Efeitos da condenação
A perda do poder familiar, segundo o texto aprovado, passará a atingir o condenado por crimes praticados em razão da condição do sexo feminino, independentemente de a mulher partilhar do mesmo poder familiar. Essa consequência e outras, como a perda de cargo ou mandato eletivo ou proibição de futura nomeação em função pública (desde a condenação em definitivo até o fim da pena), serão automáticas.
Execução da pena
A deputada Soraya Santos, procuradora da Mulher, elogiou o endurecimento do tratamento para agressores de mulheres na fase de execução da pena para concessão de benefícios. “Se não cumprir 55% da pena, não adianta pensar em regalia”.
Soraya Santos cobrou mais recursos para monitorar agressores com tornozeleiras eletrônicas. “Das mulheres que morrem por feminicídio, 70% têm medidas protetivas.

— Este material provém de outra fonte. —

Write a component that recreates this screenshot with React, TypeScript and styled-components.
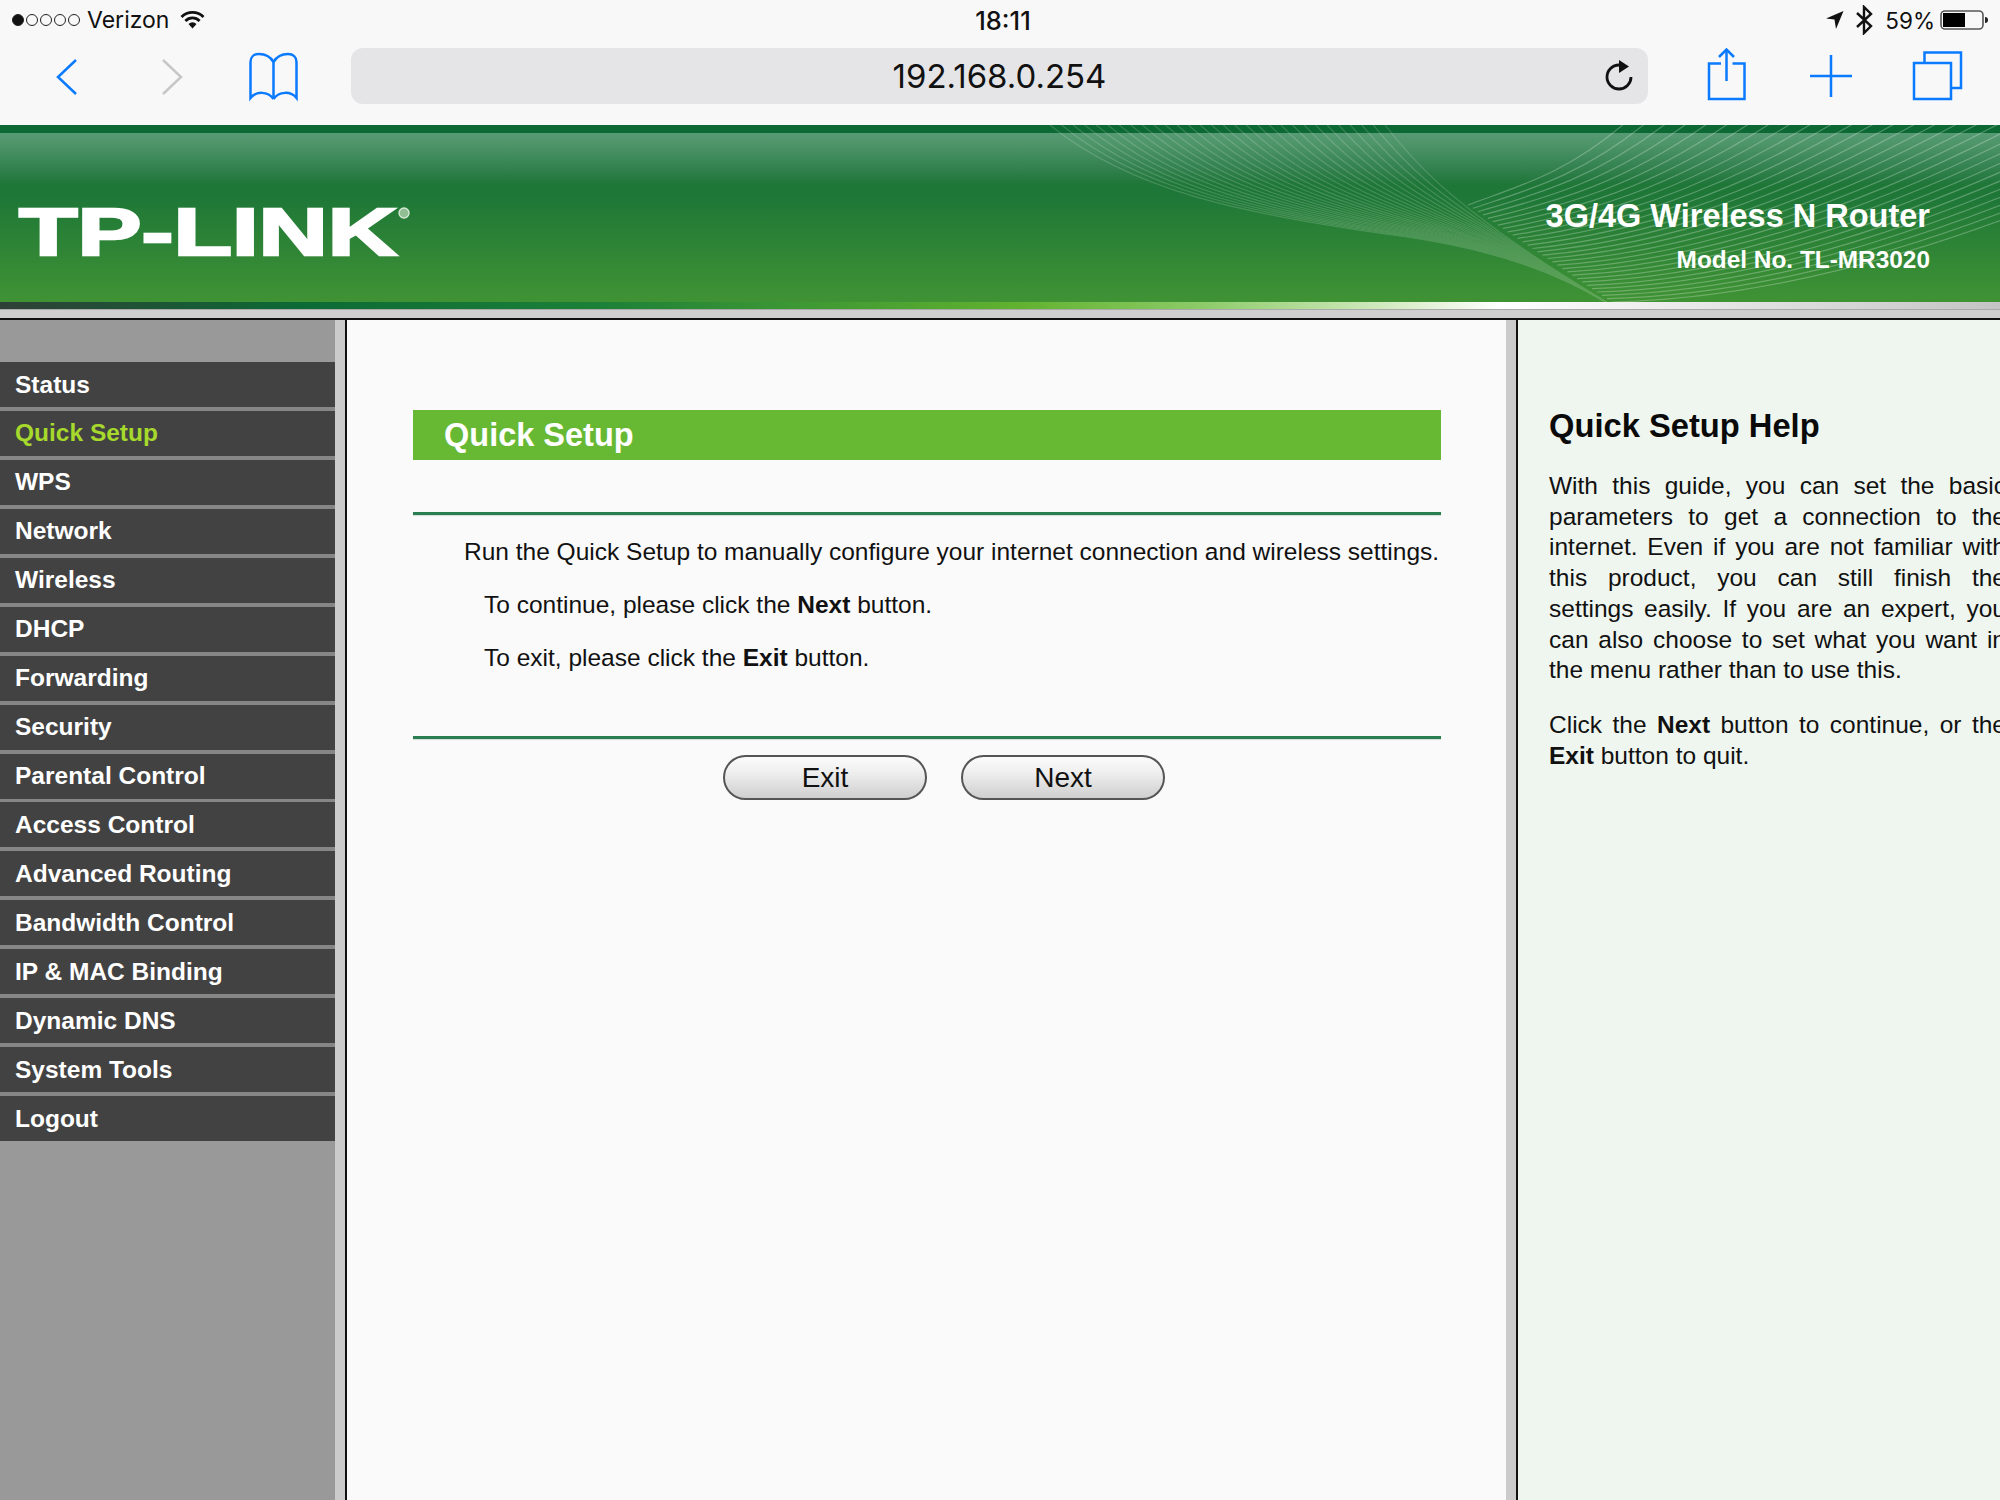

Nenhuma morreria se os agressores tivessem tornozeleiras eletrônicas”.
A deputada Erika Kokay destacou a importância de tratar o feminicídio como um crime autônomo. “Enfrentar o feminicídio não é apenas recrudescimento penal. Envolve política de educação, cultura e multissetorialidade. É necessário termos uma sociedade onde não haja dor em sermos mulheres”, declarou.
Já a deputada Adriana Ventura ponderou que o aumento da pena pode inibir o feminicídio. “Aumento de pena não resolve tudo, mas inibe”, contrapôs. “A gente avança a partir do momento em que corta privilégios para quem comete abusos. Quem comete feminicídio não poderá ser nomeado a cargo público ou ter visita íntima”.